All of this means that the deal signed in Calais yesterday is unlikely to be effective. Indeed May herself acknowledged that increased controls will probably only shift the migrants from Calais to other ports.

Remembering humanity

Just as importantly, focusing on controlling those who are forced to move rather than protecting them dehumanises people who are seeking safety and a better life for themselves and their families. It takes us one step closer to what we saw in Europe in the run-up to World War II.

Across Europe, metaphorical and concrete walls are being built to keep out those who have nowhere else to go. In Hungary a fence built by prison inmates will stretch across the length of country’s border with Serbia to prevent migrants entering from the Balkans. In Slovakia, the government has announced that it will resettle 200 Syrian refugees but those refugees have to be Christian.

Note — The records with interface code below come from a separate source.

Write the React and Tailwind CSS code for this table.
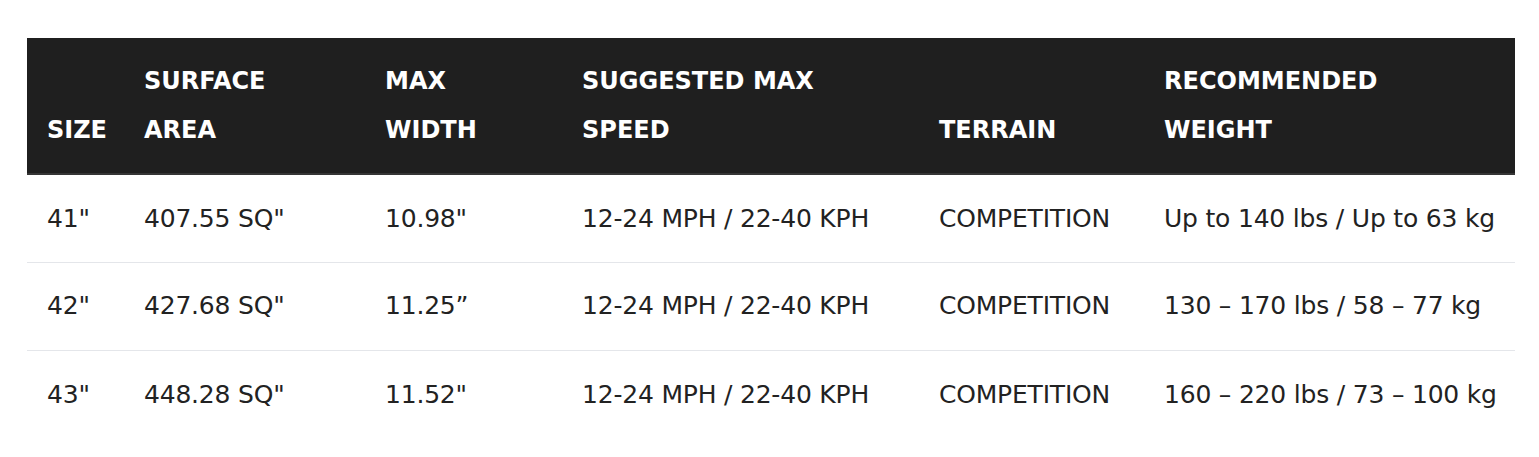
const headers = [
  ['', 'SIZE'],
  ['SURFACE', 'AREA'],
  ['MAX', 'WIDTH'],
  ['SUGGESTED MAX', 'SPEED'],
  ['', 'TERRAIN'],
  ['RECOMMENDED', 'WEIGHT'],
]

const rows = [
  ['41"', '407.55 SQ"', '10.98"', '12-24 MPH / 22-40 KPH', 'COMPETITION', 'Up to 140 lbs / Up to 63 kg'],
  ['42"', '427.68 SQ"', '11.25\u201D', '12-24 MPH / 22-40 KPH', 'COMPETITION', '130 \u2013 170 lbs / 58 \u2013 77 kg'],
  ['43"', '448.28 SQ"', '11.52"', '12-24 MPH / 22-40 KPH', 'COMPETITION', '160 \u2013 220 lbs / 73 \u2013 100 kg'],
]

export default function App() {
  return (
    <div className="min-h-screen bg-white pt-[38px] pl-[27px] pr-[24px] font-['DejaVu_Sans',sans-serif]">
      <table className="w-full table-fixed border-collapse">
        <colgroup>
          <col className="w-[97px]" />
          <col className="w-[241px]" />
          <col className="w-[197px]" />
          <col className="w-[357px]" />
          <col className="w-[225px]" />
          <col />
        </colgroup>
        <thead>
          <tr className="bg-[#1f1f1f] border-b-2 border-[#353535]">
            {headers.map(([a, b], i) => (
              <th
                key={i}
                className="pl-[20px] pt-[19px] pb-[18px] text-left align-bottom text-[24px] leading-[49px] font-bold text-white whitespace-nowrap"
              >
                {a && <div>{a}</div>}
                <div>{b}</div>
              </th>
            ))}
          </tr>
        </thead>
        <tbody>
          {rows.map((r, i) => (
            <tr key={i} className={i < rows.length - 1 ? 'border-b border-[#e4e6ea]' : ''}>
              {r.map((c, j) => (
                <td key={j} className="pl-[20px] h-[88px] align-middle text-[25px] tracking-[-0.2px] text-[#222] whitespace-nowrap">
                  {c}
                </td>
              ))}
            </tr>
          ))}
        </tbody>
      </table>
    </div>
  )
}
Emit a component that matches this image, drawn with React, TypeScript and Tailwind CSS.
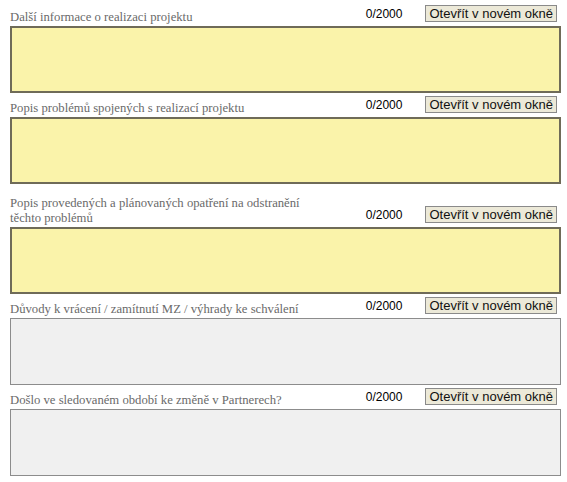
import React from "react";

type Field = {
  label: string;
  tone: "yellow" | "gray";
  tall?: boolean;
};

const FIELDS: Field[] = [
  { label: "Další informace o realizaci projektu", tone: "yellow" },
  { label: "Popis problémů spojených s realizací projektu", tone: "yellow" },
  {
    label: "Popis provedených a plánovaných opatření na odstranění těchto problémů",
    tone: "yellow",
    tall: true,
  },
  { label: "Důvody k vrácení / zamítnutí MZ / výhrady ke schválení", tone: "gray" },
  { label: "Došlo ve sledovaném období ke změně v Partnerech?", tone: "gray" },
];

function TextField({ label, tone, tall }: Field) {
  return (
    <div className="flex flex-col">
      <div className="flex items-end">
        <label
          className={`flex-1 pr-[40px] font-['Liberation_Serif',serif] text-[12.7px] leading-[15px] text-[#6a6a6a] ${
            tall ? "pt-[12px]" : "pt-[8px]"
          }`}
        >
          {label}
        </label>
        <div className="mb-[3px] mr-[4px] flex items-baseline gap-[23px] font-['Liberation_Sans',Arial,sans-serif]">
          <span className="text-[12px] leading-[15px] text-black">0/2000</span>
          <button
            type="button"
            className="border border-[#8a8a8a] bg-[#ece9d8] px-[3px] text-[13px] leading-[15px] text-[#111]"
          >
            Otevřít v novém okně
          </button>
        </div>
      </div>
      <textarea
        className={`mt-[1px] block h-[67px] w-full resize-none outline-none ${
          tone === "yellow"
            ? "border-2 border-[#6f6b58] bg-[#faf3aa]"
            : "border border-[#8c8c8c] bg-[#f0f0f0]"
        }`}
      />
    </div>
  );
}

export default function App() {
  return (
    <div className="min-h-[482px] w-[567px] bg-white pl-[10px] pr-[6px] pt-[2px]">
      {FIELDS.map((f) => (
        <TextField key={f.label} {...f} />
      ))}
    </div>
  );
}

During May’s visit to Calais, Cazeneuve said asylum seekers should be welcomed “with dignity” but that illegal immigrants would not be tolerated. Given that there are no legal entry routes for anyone who arrives in Calais it remains unclear how this distinction will be made.

Meanwhile dignity also appears to be in short supply. When people gathered at the New Jungle to protest against the measures they were dispersed by police using tear gas and batons. “We are humans, not animals” they cried. British and French politicians would do well to remember that.